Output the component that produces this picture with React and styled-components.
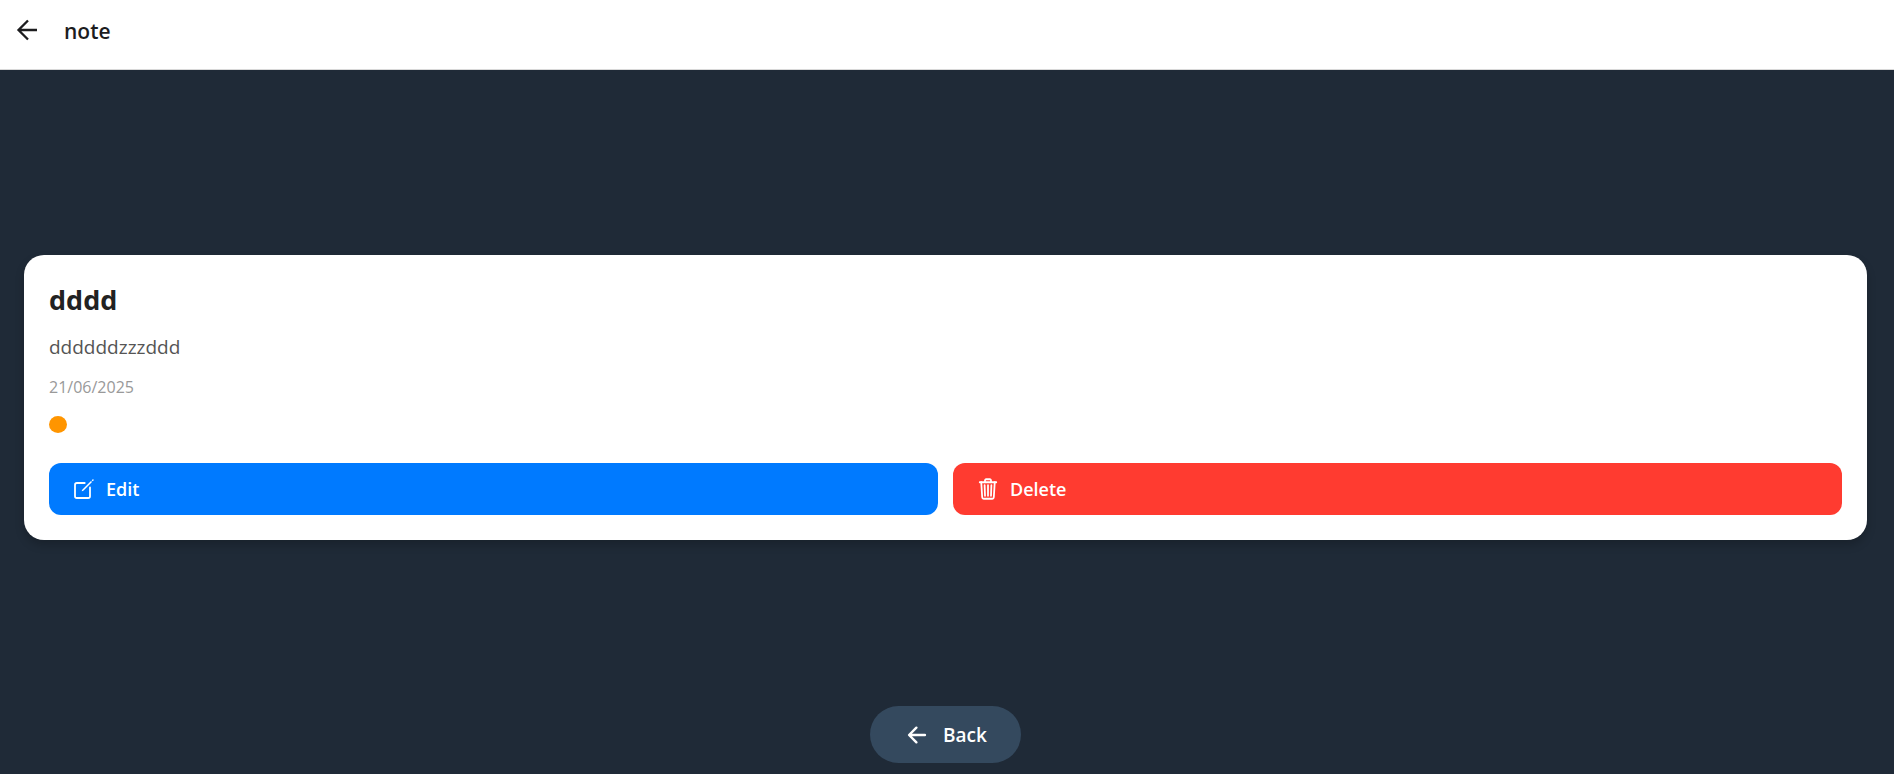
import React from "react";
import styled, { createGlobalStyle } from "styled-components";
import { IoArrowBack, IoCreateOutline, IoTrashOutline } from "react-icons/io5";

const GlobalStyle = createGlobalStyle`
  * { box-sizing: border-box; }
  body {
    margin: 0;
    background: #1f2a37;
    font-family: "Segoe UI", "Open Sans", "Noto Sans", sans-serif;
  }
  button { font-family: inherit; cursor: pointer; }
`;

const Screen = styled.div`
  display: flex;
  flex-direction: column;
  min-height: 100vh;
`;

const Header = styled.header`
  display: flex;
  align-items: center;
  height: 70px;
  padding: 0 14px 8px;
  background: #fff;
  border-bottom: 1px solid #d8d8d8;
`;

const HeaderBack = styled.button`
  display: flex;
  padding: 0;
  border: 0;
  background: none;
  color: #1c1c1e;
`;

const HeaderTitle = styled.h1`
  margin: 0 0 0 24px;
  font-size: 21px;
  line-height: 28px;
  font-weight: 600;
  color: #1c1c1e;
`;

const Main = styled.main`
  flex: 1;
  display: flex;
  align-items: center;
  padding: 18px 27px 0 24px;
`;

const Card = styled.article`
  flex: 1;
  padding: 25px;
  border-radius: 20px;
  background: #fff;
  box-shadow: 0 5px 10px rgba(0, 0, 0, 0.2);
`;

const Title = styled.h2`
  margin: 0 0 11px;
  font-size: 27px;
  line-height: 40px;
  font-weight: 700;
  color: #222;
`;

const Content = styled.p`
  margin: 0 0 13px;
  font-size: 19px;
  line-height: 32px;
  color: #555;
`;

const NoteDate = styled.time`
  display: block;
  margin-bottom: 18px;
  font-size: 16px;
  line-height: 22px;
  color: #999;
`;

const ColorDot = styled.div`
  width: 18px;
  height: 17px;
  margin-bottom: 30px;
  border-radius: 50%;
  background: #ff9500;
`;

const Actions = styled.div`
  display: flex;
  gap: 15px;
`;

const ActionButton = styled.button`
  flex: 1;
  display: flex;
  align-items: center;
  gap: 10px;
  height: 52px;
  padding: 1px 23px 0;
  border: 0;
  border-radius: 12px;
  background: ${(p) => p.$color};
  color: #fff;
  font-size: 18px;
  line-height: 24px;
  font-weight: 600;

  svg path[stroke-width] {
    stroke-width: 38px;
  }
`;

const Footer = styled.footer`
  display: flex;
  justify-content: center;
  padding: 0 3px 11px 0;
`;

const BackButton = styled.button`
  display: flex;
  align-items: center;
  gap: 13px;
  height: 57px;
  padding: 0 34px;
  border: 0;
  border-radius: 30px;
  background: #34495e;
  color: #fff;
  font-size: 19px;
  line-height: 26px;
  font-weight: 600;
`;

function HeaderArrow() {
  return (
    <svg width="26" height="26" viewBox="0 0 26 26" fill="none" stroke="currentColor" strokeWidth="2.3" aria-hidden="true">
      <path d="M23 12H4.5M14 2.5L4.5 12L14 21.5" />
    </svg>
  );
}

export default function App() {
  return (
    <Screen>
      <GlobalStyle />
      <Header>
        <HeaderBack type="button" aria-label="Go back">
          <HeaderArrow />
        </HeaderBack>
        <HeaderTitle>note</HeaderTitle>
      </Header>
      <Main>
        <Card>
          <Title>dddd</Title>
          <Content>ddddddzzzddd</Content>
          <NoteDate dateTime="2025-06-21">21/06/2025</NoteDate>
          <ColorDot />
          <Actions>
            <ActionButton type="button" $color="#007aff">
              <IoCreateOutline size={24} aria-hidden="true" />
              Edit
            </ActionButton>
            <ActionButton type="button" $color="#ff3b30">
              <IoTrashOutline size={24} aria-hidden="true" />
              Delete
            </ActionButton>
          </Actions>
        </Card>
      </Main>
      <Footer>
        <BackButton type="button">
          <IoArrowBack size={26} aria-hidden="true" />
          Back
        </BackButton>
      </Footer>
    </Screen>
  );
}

=-=-=-=-=

▸ Problem description: Restate the data above exactly, stripping out each image.

▸ Complete response:
Output the component that produces this picture with React and styled-components.
import React from "react";
import styled, { createGlobalStyle } from "styled-components";
import { IoArrowBack, IoCreateOutline, IoTrashOutline } from "react-icons/io5";

const GlobalStyle = createGlobalStyle`
  * { box-sizing: border-box; }
  body {
    margin: 0;
    background: #1f2a37;
    font-family: "Segoe UI", "Open Sans", "Noto Sans", sans-serif;
  }
  button { font-family: inherit; cursor: pointer; }
`;

const Screen = styled.div`
  display: flex;
  flex-direction: column;
  min-height: 100vh;
`;

const Header = styled.header`
  display: flex;
  align-items: center;
  height: 70px;
  padding: 0 14px 8px;
  background: #fff;
  border-bottom: 1px solid #d8d8d8;
`;

const HeaderBack = styled.button`
  display: flex;
  padding: 0;
  border: 0;
  background: none;
  color: #1c1c1e;
`;

const HeaderTitle = styled.h1`
  margin: 0 0 0 24px;
  font-size: 21px;
  line-height: 28px;
  font-weight: 600;
  color: #1c1c1e;
`;

const Main = styled.main`
  flex: 1;
  display: flex;
  align-items: center;
  padding: 18px 27px 0 24px;
`;

const Card = styled.article`
  flex: 1;
  padding: 25px;
  border-radius: 20px;
  background: #fff;
  box-shadow: 0 5px 10px rgba(0, 0, 0, 0.2);
`;

const Title = styled.h2`
  margin: 0 0 11px;
  font-size: 27px;
  line-height: 40px;
  font-weight: 700;
  color: #222;
`;

const Content = styled.p`
  margin: 0 0 13px;
  font-size: 19px;
  line-height: 32px;
  color: #555;
`;

const NoteDate = styled.time`
  display: block;
  margin-bottom: 18px;
  font-size: 16px;
  line-height: 22px;
  color: #999;
`;

const ColorDot = styled.div`
  width: 18px;
  height: 17px;
  margin-bottom: 30px;
  border-radius: 50%;
  background: #ff9500;
`;

const Actions = styled.div`
  display: flex;
  gap: 15px;
`;

const ActionButton = styled.button`
  flex: 1;
  display: flex;
  align-items: center;
  gap: 10px;
  height: 52px;
  padding: 1px 23px 0;
  border: 0;
  border-radius: 12px;
  background: ${(p) => p.$color};
  color: #fff;
  font-size: 18px;
  line-height: 24px;
  font-weight: 600;

  svg path[stroke-width] {
    stroke-width: 38px;
  }
`;

const Footer = styled.footer`
  display: flex;
  justify-content: center;
  padding: 0 3px 11px 0;
`;

const BackButton = styled.button`
  display: flex;
  align-items: center;
  gap: 13px;
  height: 57px;
  padding: 0 34px;
  border: 0;
  border-radius: 30px;
  background: #34495e;
  color: #fff;
  font-size: 19px;
  line-height: 26px;
  font-weight: 600;
`;

function HeaderArrow() {
  return (
    <svg width="26" height="26" viewBox="0 0 26 26" fill="none" stroke="currentColor" strokeWidth="2.3" aria-hidden="true">
      <path d="M23 12H4.5M14 2.5L4.5 12L14 21.5" />
    </svg>
  );
}

export default function App() {
  return (
    <Screen>
      <GlobalStyle />
      <Header>
        <HeaderBack type="button" aria-label="Go back">
          <HeaderArrow />
        </HeaderBack>
        <HeaderTitle>note</HeaderTitle>
      </Header>
      <Main>
        <Card>
          <Title>dddd</Title>
          <Content>ddddddzzzddd</Content>
          <NoteDate dateTime="2025-06-21">21/06/2025</NoteDate>
          <ColorDot />
          <Actions>
            <ActionButton type="button" $color="#007aff">
              <IoCreateOutline size={24} aria-hidden="true" />
              Edit
            </ActionButton>
            <ActionButton type="button" $color="#ff3b30">
              <IoTrashOutline size={24} aria-hidden="true" />
              Delete
            </ActionButton>
          </Actions>
        </Card>
      </Main>
      <Footer>
        <BackButton type="button">
          <IoArrowBack size={26} aria-hidden="true" />
          Back
        </BackButton>
      </Footer>
    </Screen>
  );
}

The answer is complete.